A master plan, recently approved by the City Council, identifies the improvements, including a federally mandated extension of the airport's runway area, the realignment of Lou Holland Drive, new taxiways and additional hangars. It would be one of the biggest and most expensive facelifts in the airport's 77-year history.
Almost 75 percent of the project would be eligible for grants from the Federal Aviation Administration, said Steven Benson, a Lee's Summit consultant who assisted the Kansas City Aviation Department with the plan. Revenues generated by the airport, including leases and fuel fees, would pay for the rest.
"This is one of the premier corporate airports in the country," Benson said. "This master plan is a way to ensure that it continues to operate as a first-class reliever airport."
More than 145,000 aircraft a year use the airport, which sits at the confluence of the Missouri and Kansas rivers just north of downtown Kansas City. But the location -- the airport is bounded on three sides by the Missouri River and on the fourth by U.S. 169 -- poses a challenge for airport officials who must extend the main runway area.
The FAA recommends that Wheeler Downtown Airport have 800-foot safety areas at the ends of the main runway. Should the airport fail to meet the federal standard on runway safety areas, it could lose funds for future capital improvements.

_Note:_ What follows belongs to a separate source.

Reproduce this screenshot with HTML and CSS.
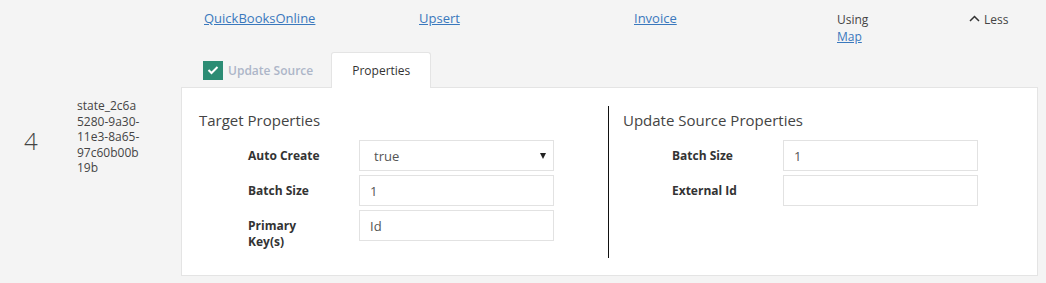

That extension of the main runway probably will be built on the Missouri River levee, which has protected the airport from floodwaters. A section of Lou Holland Drive would be relocated beyond the levee.
Those improvements would cost about $40 million.
The master plan identified almost $30 million in other improvements, including adding new taxiways and removing others for the sake of efficiency and safety for pilots and passengers, building more hangars on both the east and west sides of the airport, and moving the fuel storage area to the airport's southwest side.
The projects will take several years to complete, airport officials said, and will increase the airport's capacity to 216,000 flights a year from about 145,000 now.